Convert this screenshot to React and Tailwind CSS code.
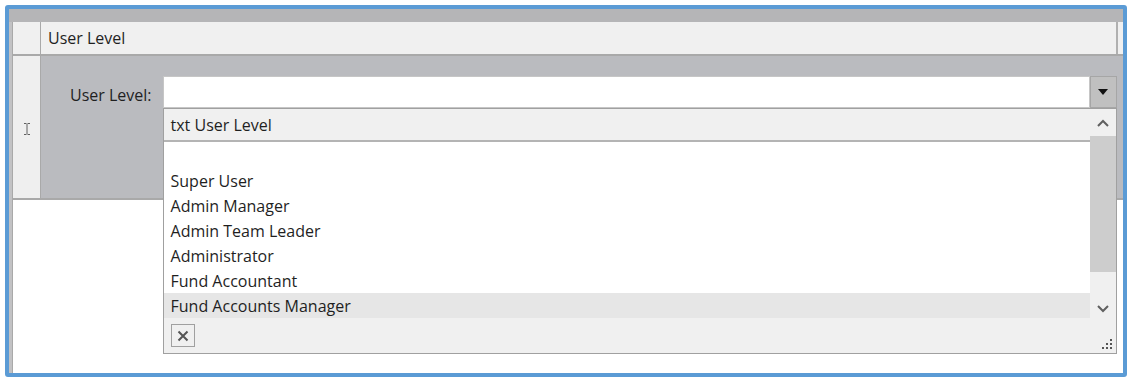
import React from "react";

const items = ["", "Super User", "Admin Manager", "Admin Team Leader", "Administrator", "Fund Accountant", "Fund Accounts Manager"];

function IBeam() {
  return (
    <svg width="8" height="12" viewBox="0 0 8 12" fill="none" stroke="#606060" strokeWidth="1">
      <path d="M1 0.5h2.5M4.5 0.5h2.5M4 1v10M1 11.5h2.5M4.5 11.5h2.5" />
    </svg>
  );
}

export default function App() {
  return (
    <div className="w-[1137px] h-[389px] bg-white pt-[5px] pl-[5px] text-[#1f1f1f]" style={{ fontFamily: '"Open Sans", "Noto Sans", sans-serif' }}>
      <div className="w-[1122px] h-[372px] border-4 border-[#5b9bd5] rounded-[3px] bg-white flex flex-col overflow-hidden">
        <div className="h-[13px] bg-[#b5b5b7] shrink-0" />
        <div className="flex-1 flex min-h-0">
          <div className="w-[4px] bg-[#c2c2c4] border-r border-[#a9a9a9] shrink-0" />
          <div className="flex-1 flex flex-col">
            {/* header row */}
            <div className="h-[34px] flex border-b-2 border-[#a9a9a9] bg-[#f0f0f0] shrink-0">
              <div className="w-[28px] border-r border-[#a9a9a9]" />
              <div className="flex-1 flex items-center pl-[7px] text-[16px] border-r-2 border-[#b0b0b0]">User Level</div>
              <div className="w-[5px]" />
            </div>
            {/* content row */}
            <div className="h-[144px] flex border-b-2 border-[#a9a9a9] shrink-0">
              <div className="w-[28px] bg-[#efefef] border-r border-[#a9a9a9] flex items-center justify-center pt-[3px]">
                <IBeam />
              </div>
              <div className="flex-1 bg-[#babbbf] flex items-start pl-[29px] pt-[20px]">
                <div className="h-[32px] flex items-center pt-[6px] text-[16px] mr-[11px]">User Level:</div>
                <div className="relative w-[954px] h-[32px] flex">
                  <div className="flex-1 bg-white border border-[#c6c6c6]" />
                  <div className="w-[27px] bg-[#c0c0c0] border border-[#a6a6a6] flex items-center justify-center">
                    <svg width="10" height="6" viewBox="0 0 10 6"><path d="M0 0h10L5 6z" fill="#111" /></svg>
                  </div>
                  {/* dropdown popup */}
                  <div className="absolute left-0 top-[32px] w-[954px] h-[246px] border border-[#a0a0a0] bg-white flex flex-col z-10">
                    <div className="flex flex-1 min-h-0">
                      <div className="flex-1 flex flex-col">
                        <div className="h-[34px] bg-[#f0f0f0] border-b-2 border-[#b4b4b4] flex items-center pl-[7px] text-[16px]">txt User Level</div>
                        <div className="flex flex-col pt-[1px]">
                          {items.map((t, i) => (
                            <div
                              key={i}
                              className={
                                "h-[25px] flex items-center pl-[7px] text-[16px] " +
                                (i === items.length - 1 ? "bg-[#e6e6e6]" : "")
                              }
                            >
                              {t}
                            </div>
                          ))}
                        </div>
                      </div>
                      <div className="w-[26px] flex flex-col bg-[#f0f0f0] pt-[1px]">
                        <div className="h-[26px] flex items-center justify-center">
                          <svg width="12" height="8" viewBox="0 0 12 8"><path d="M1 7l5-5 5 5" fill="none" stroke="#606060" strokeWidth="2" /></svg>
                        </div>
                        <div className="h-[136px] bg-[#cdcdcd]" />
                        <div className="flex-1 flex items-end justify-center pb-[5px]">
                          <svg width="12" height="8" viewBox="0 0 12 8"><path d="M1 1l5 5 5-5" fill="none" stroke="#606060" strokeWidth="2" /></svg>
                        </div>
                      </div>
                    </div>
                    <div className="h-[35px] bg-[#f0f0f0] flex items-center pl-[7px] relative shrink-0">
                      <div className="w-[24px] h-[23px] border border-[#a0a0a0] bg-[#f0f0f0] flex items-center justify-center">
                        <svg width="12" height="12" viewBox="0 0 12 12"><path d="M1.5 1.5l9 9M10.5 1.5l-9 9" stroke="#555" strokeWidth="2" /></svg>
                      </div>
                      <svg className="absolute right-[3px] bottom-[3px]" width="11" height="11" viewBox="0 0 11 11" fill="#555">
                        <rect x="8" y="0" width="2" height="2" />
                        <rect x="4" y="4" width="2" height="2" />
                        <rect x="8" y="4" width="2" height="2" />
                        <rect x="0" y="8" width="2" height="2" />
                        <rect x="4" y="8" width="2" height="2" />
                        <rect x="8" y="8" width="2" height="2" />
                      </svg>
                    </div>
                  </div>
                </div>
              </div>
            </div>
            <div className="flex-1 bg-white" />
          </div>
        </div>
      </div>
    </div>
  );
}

• _EXERCISE AIM_
Give the data again exactly as written, with all pictures left out.

• _COMPLETE RESPONSE_
Convert this screenshot to React and Tailwind CSS code.
import React from "react";

const items = ["", "Super User", "Admin Manager", "Admin Team Leader", "Administrator", "Fund Accountant", "Fund Accounts Manager"];

function IBeam() {
  return (
    <svg width="8" height="12" viewBox="0 0 8 12" fill="none" stroke="#606060" strokeWidth="1">
      <path d="M1 0.5h2.5M4.5 0.5h2.5M4 1v10M1 11.5h2.5M4.5 11.5h2.5" />
    </svg>
  );
}

export default function App() {
  return (
    <div className="w-[1137px] h-[389px] bg-white pt-[5px] pl-[5px] text-[#1f1f1f]" style={{ fontFamily: '"Open Sans", "Noto Sans", sans-serif' }}>
      <div className="w-[1122px] h-[372px] border-4 border-[#5b9bd5] rounded-[3px] bg-white flex flex-col overflow-hidden">
        <div className="h-[13px] bg-[#b5b5b7] shrink-0" />
        <div className="flex-1 flex min-h-0">
          <div className="w-[4px] bg-[#c2c2c4] border-r border-[#a9a9a9] shrink-0" />
          <div className="flex-1 flex flex-col">
            {/* header row */}
            <div className="h-[34px] flex border-b-2 border-[#a9a9a9] bg-[#f0f0f0] shrink-0">
              <div className="w-[28px] border-r border-[#a9a9a9]" />
              <div className="flex-1 flex items-center pl-[7px] text-[16px] border-r-2 border-[#b0b0b0]">User Level</div>
              <div className="w-[5px]" />
            </div>
            {/* content row */}
            <div className="h-[144px] flex border-b-2 border-[#a9a9a9] shrink-0">
              <div className="w-[28px] bg-[#efefef] border-r border-[#a9a9a9] flex items-center justify-center pt-[3px]">
                <IBeam />
              </div>
              <div className="flex-1 bg-[#babbbf] flex items-start pl-[29px] pt-[20px]">
                <div className="h-[32px] flex items-center pt-[6px] text-[16px] mr-[11px]">User Level:</div>
                <div className="relative w-[954px] h-[32px] flex">
                  <div className="flex-1 bg-white border border-[#c6c6c6]" />
                  <div className="w-[27px] bg-[#c0c0c0] border border-[#a6a6a6] flex items-center justify-center">
                    <svg width="10" height="6" viewBox="0 0 10 6"><path d="M0 0h10L5 6z" fill="#111" /></svg>
                  </div>
                  {/* dropdown popup */}
                  <div className="absolute left-0 top-[32px] w-[954px] h-[246px] border border-[#a0a0a0] bg-white flex flex-col z-10">
                    <div className="flex flex-1 min-h-0">
                      <div className="flex-1 flex flex-col">
                        <div className="h-[34px] bg-[#f0f0f0] border-b-2 border-[#b4b4b4] flex items-center pl-[7px] text-[16px]">txt User Level</div>
                        <div className="flex flex-col pt-[1px]">
                          {items.map((t, i) => (
                            <div
                              key={i}
                              className={
                                "h-[25px] flex items-center pl-[7px] text-[16px] " +
                                (i === items.length - 1 ? "bg-[#e6e6e6]" : "")
                              }
                            >
                              {t}
                            </div>
                          ))}
                        </div>
                      </div>
                      <div className="w-[26px] flex flex-col bg-[#f0f0f0] pt-[1px]">
                        <div className="h-[26px] flex items-center justify-center">
                          <svg width="12" height="8" viewBox="0 0 12 8"><path d="M1 7l5-5 5 5" fill="none" stroke="#606060" strokeWidth="2" /></svg>
                        </div>
                        <div className="h-[136px] bg-[#cdcdcd]" />
                        <div className="flex-1 flex items-end justify-center pb-[5px]">
                          <svg width="12" height="8" viewBox="0 0 12 8"><path d="M1 1l5 5 5-5" fill="none" stroke="#606060" strokeWidth="2" /></svg>
                        </div>
                      </div>
                    </div>
                    <div className="h-[35px] bg-[#f0f0f0] flex items-center pl-[7px] relative shrink-0">
                      <div className="w-[24px] h-[23px] border border-[#a0a0a0] bg-[#f0f0f0] flex items-center justify-center">
                        <svg width="12" height="12" viewBox="0 0 12 12"><path d="M1.5 1.5l9 9M10.5 1.5l-9 9" stroke="#555" strokeWidth="2" /></svg>
                      </div>
                      <svg className="absolute right-[3px] bottom-[3px]" width="11" height="11" viewBox="0 0 11 11" fill="#555">
                        <rect x="8" y="0" width="2" height="2" />
                        <rect x="4" y="4" width="2" height="2" />
                        <rect x="8" y="4" width="2" height="2" />
                        <rect x="0" y="8" width="2" height="2" />
                        <rect x="4" y="8" width="2" height="2" />
                        <rect x="8" y="8" width="2" height="2" />
                      </svg>
                    </div>
                  </div>
                </div>
              </div>
            </div>
            <div className="flex-1 bg-white" />
          </div>
        </div>
      </div>
    </div>
  );
}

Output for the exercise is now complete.